**** GIVEN MATERIAL
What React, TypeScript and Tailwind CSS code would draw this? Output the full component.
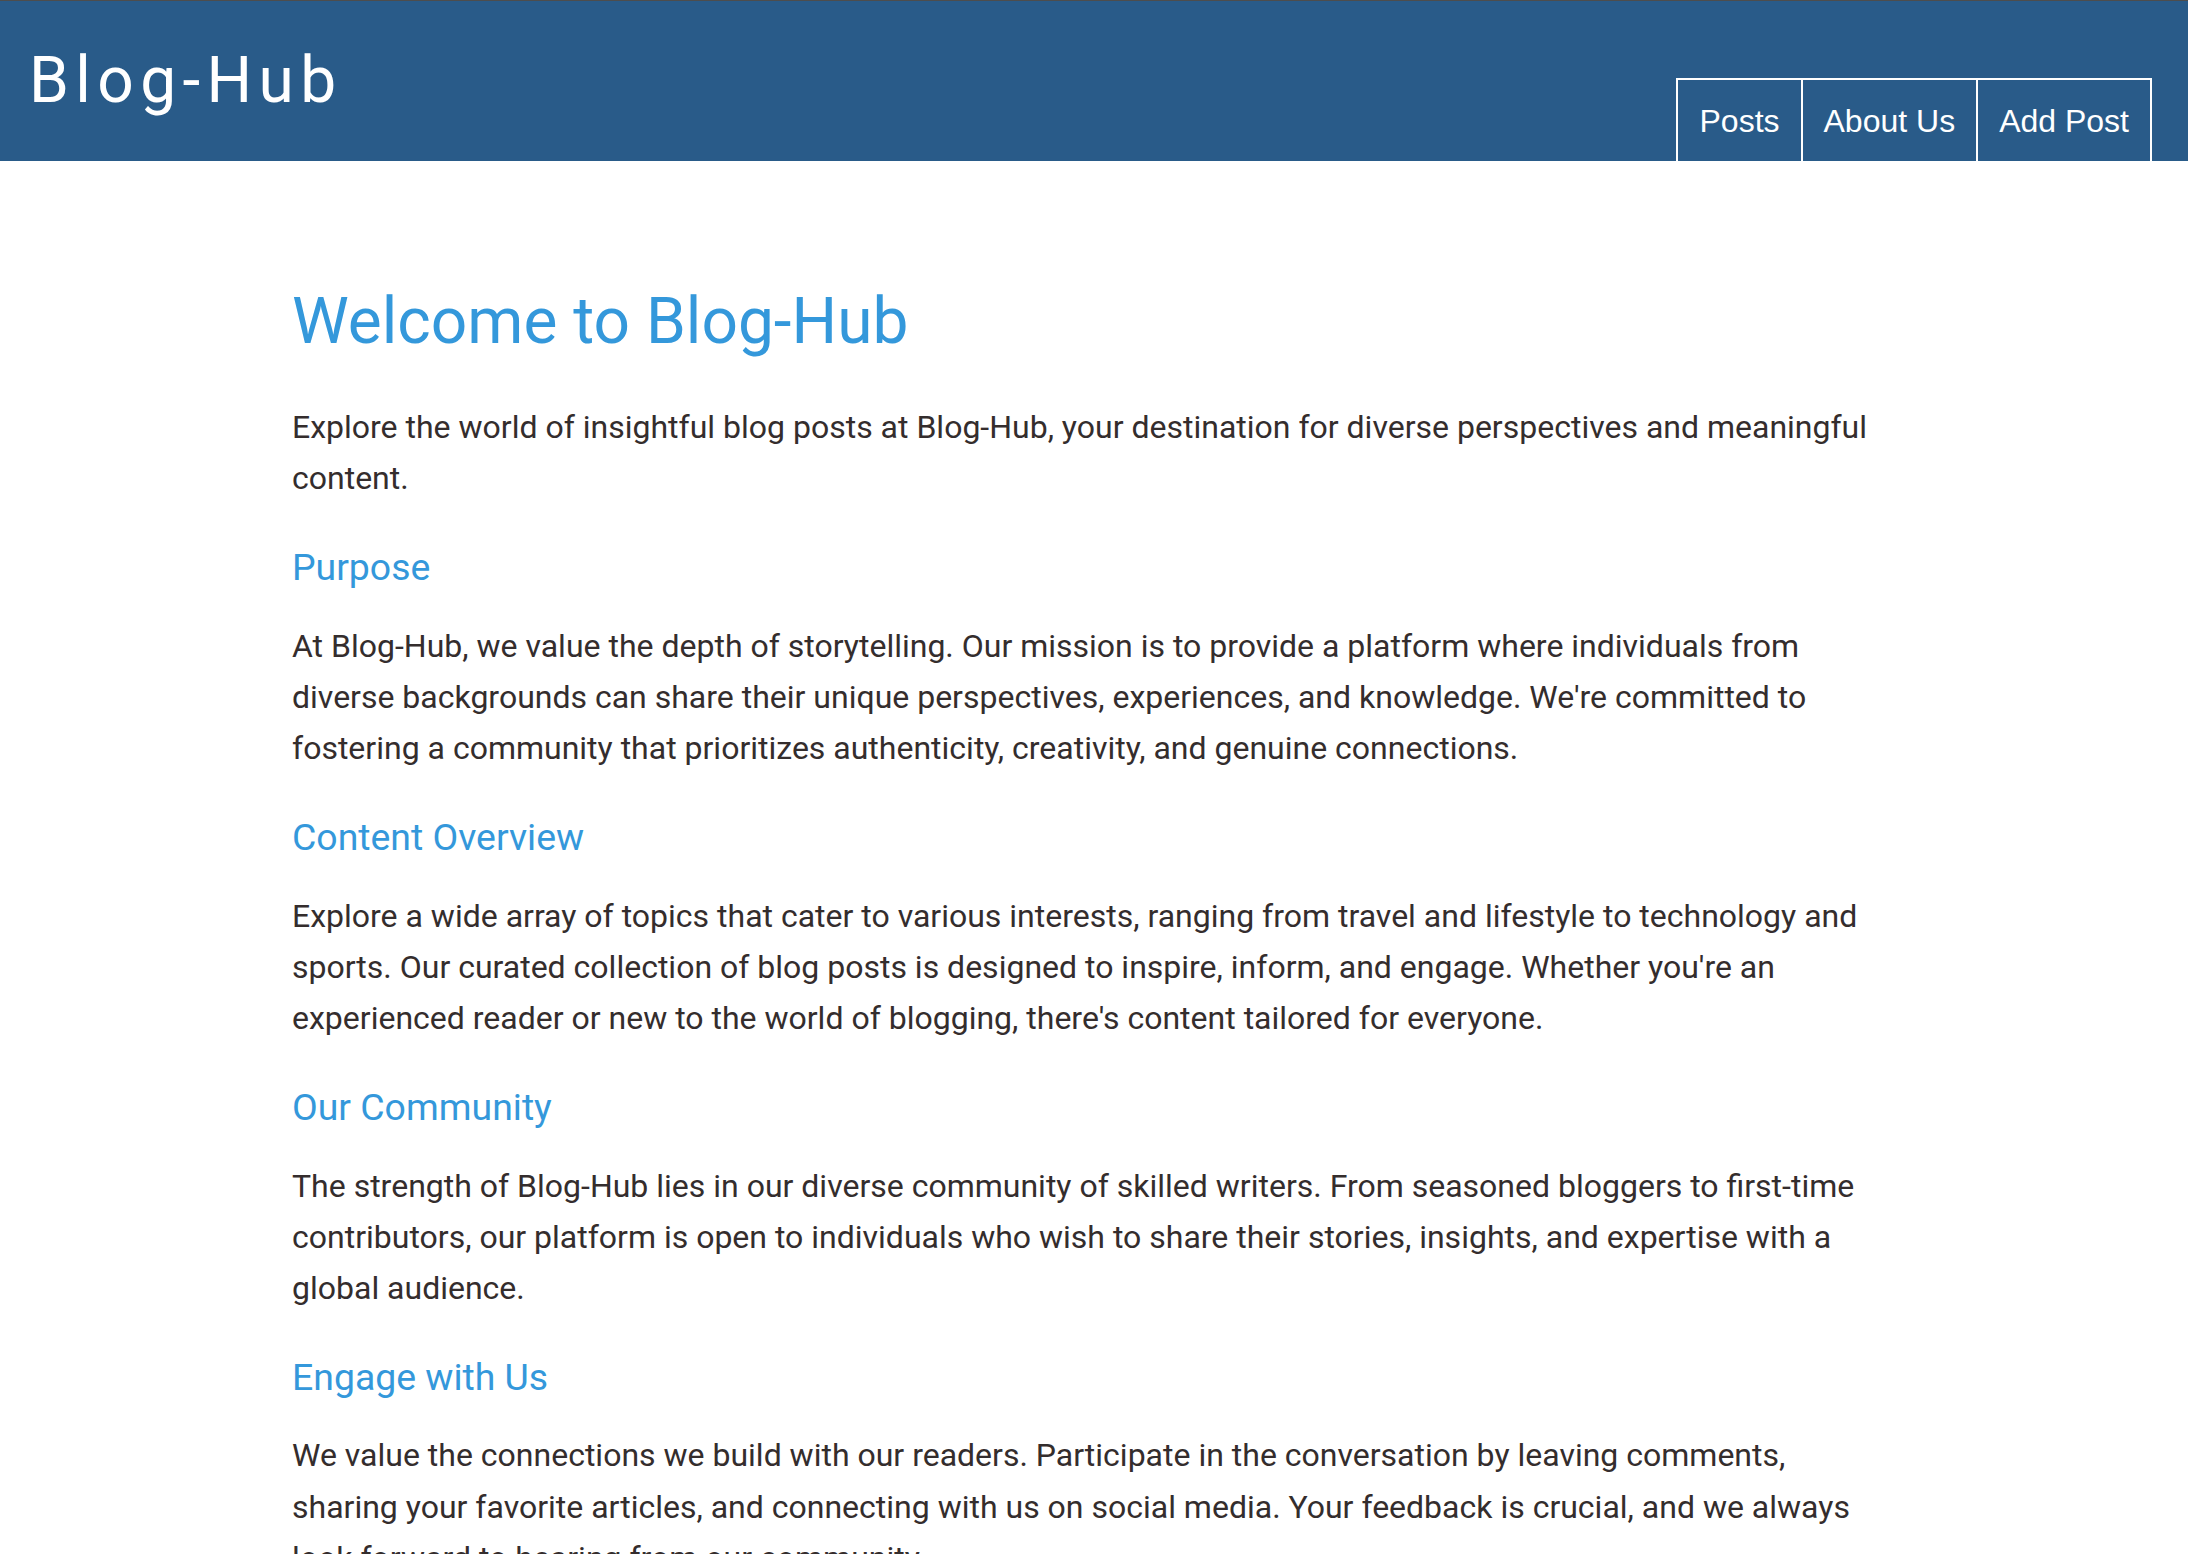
import React from "react";

const sections = [
  {
    title: "Purpose",
    body: "At Blog-Hub, we value the depth of storytelling. Our mission is to provide a platform where individuals from diverse backgrounds can share their unique perspectives, experiences, and knowledge. We're committed to fostering a community that prioritizes authenticity, creativity, and genuine connections.",
  },
  {
    title: "Content Overview",
    body: "Explore a wide array of topics that cater to various interests, ranging from travel and lifestyle to technology and sports. Our curated collection of blog posts is designed to inspire, inform, and engage. Whether you're an experienced reader or new to the world of blogging, there's content tailored for everyone.",
  },
  {
    title: "Our Community",
    body: "The strength of Blog-Hub lies in our diverse community of skilled writers. From seasoned bloggers to first-time contributors, our platform is open to individuals who wish to share their stories, insights, and expertise with a global audience.",
  },
  {
    title: "Engage with Us",
    body: "We value the connections we build with our readers. Participate in the conversation by leaving comments, sharing your favorite articles, and connecting with us on social media. Your feedback is crucial, and we always look forward to hearing from our community.",
  },
];

const navLinks = ["Posts", "About Us", "Add Post"];

const Header: React.FC = () => {
  return (
    <header className="h-[161px] border-t border-[#4d4d4d] bg-[#295b89] flex justify-between">
      <h1 className="pl-[29px] pt-[48px] text-[64px] leading-[64px] tracking-widest text-white font-normal font-['Roboto',sans-serif]">
        Blog-Hub
      </h1>
      <nav className="flex self-end mr-[36px]">
        {navLinks.map((link) => (
          <a
            key={link}
            href="#"
            className="h-[83px] px-[21px] pt-[17px] border-t-2 border-l-2 last:border-r-2 border-white text-white text-[32px] font-['Liberation_Sans',Arial,sans-serif]"
          >
            {link}
          </a>
        ))}
      </nav>
    </header>
  );
};

export default function App() {
  return (
    <div className="min-h-screen bg-white font-['Roboto',sans-serif] text-[#342d2d]">
      <Header />
      <main className="ml-[292px] w-[1580px] pt-[123px] pb-[40px]">
        <h1 className="text-[64px] leading-[1.2] font-normal text-[#3498db] mb-[41px]">
          Welcome to Blog-Hub
        </h1>
        <p className="text-[32px] leading-[1.6]">
          Explore the world of insightful blog posts at Blog-Hub, your
          destination for diverse perspectives and meaningful content.
        </p>
        {sections.map((s) => (
          <section key={s.title}>
            <h2 className="mt-[33px] mb-[22px] text-[37.4px] leading-[61.4px] font-normal text-[#3498db]">
              {s.title}
            </h2>
            <p className="text-[32px] leading-[1.6]">{s.body}</p>
          </section>
        ))}
      </main>
    </div>
  );
}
********
STATED PROBLEM ->
Starting at the top of the listing above, reproduce each line up to and including the one with "import React from"; omit the pictures.

TASK OUTPUT ->
What React, TypeScript and Tailwind CSS code would draw this? Output the full component.
import React from "react";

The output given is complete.